## TO BE DONE:
Your reply should be one number: the count of lines holding the word "with".

## STORED DATA:

=======

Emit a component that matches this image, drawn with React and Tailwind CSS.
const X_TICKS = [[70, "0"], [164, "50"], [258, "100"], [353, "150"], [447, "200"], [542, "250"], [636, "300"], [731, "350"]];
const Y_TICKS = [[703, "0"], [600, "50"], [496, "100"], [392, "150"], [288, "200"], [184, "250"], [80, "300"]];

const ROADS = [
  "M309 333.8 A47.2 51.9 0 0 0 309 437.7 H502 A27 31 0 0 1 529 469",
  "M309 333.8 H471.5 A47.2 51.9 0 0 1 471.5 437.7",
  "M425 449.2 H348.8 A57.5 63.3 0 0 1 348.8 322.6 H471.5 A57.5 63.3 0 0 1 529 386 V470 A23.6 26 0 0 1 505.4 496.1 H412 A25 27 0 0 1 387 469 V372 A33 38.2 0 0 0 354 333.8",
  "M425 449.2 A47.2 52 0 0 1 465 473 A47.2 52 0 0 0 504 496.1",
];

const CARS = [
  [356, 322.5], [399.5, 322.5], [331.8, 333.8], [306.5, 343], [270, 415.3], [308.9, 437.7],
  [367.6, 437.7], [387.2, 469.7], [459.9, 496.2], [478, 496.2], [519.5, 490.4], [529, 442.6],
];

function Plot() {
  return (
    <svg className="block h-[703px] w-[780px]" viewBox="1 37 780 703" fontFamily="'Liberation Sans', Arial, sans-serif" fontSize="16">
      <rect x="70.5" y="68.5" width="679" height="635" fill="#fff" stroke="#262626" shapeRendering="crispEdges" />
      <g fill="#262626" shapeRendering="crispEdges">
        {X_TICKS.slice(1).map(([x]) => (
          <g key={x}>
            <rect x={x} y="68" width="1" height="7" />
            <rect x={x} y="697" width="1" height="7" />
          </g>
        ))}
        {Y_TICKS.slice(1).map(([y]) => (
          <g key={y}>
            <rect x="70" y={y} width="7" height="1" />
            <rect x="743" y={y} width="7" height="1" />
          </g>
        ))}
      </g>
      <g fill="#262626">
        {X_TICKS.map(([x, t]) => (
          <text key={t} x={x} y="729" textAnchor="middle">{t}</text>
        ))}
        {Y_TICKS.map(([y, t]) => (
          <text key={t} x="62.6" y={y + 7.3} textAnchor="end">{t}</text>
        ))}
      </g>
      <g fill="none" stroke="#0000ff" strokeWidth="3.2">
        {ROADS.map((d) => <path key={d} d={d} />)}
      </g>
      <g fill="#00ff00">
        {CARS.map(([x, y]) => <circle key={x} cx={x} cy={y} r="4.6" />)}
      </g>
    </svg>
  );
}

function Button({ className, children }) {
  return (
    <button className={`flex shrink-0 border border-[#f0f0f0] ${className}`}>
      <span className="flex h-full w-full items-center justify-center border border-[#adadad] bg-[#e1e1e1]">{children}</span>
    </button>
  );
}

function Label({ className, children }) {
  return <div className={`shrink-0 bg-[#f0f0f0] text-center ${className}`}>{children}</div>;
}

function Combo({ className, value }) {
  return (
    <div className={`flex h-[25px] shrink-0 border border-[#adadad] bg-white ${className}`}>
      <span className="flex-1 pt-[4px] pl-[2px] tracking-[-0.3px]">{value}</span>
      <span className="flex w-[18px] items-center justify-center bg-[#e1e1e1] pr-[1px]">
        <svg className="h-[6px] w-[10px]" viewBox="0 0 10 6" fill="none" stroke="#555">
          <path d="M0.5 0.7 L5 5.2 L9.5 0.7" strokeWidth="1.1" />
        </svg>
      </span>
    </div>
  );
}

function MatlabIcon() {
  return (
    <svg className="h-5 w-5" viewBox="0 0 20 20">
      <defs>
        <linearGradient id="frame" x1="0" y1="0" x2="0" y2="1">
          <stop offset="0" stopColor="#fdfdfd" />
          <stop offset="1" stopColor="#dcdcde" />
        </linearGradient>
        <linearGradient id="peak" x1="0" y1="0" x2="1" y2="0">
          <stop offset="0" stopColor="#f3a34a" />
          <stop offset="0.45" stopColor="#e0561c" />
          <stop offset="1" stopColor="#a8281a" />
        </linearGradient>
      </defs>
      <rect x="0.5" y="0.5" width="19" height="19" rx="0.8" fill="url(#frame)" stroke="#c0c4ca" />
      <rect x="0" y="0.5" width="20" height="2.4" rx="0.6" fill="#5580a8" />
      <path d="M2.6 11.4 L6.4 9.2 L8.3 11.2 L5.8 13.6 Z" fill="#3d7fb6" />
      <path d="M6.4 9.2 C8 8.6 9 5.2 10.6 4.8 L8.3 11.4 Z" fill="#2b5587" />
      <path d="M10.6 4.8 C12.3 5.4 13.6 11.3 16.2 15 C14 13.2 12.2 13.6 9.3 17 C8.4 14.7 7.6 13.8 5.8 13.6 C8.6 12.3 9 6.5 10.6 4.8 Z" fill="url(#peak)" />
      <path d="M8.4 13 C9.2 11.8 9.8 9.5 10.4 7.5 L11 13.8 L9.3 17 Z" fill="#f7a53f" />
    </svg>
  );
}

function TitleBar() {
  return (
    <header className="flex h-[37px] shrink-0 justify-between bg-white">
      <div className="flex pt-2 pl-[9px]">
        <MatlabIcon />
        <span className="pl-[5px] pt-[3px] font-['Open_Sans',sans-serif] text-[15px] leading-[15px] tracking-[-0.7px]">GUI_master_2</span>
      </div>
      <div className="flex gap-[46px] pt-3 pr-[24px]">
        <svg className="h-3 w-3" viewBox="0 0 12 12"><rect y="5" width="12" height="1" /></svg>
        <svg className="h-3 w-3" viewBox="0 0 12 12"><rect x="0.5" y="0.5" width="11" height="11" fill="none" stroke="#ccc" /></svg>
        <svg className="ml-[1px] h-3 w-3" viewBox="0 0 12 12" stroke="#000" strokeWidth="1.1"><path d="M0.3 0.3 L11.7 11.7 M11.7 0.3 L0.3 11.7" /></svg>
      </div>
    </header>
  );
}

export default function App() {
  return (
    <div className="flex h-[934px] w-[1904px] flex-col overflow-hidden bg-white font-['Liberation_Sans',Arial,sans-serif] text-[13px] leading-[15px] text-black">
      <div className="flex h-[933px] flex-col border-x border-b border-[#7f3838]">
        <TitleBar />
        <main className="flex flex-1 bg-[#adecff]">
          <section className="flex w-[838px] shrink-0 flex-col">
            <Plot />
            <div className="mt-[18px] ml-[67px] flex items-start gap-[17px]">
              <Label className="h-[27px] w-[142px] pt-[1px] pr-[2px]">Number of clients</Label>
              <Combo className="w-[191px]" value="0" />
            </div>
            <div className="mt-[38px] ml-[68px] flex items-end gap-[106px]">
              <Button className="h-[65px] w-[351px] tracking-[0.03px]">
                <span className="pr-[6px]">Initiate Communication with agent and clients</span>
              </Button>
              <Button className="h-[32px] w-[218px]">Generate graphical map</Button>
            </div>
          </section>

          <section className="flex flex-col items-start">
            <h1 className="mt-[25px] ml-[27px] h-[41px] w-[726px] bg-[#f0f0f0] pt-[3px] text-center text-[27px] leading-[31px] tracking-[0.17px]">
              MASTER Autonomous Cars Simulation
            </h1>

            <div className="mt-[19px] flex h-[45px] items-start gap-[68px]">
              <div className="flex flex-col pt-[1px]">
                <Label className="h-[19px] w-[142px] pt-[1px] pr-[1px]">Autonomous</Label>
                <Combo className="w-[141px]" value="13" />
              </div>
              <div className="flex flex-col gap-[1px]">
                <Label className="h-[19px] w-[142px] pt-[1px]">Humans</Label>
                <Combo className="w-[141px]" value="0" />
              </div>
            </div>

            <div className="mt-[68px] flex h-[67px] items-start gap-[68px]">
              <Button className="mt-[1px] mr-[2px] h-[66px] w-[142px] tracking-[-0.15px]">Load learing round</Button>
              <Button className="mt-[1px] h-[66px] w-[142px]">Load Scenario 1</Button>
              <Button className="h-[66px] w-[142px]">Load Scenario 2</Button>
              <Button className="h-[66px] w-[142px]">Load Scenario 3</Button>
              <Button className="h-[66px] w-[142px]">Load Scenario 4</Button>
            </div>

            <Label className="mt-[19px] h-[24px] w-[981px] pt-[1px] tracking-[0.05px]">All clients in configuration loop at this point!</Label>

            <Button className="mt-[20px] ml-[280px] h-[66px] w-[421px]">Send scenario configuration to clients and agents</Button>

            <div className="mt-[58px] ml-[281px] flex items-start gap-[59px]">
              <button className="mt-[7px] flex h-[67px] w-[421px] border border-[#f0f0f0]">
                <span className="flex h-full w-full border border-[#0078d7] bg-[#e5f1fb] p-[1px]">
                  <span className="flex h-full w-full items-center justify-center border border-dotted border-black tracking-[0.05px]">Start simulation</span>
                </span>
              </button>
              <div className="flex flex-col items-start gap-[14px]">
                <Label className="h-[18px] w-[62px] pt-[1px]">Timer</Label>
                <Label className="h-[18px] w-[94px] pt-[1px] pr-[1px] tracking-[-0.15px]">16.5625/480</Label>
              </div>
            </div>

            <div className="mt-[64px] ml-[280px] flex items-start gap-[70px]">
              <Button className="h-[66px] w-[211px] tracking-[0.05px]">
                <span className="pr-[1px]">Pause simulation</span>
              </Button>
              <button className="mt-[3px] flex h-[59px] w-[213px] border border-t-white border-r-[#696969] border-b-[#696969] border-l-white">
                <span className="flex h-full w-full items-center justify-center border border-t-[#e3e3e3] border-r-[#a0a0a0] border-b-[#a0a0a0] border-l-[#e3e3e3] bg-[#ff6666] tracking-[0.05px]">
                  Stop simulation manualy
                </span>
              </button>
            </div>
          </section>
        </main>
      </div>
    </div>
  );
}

=======

## THE OUTPUT:
2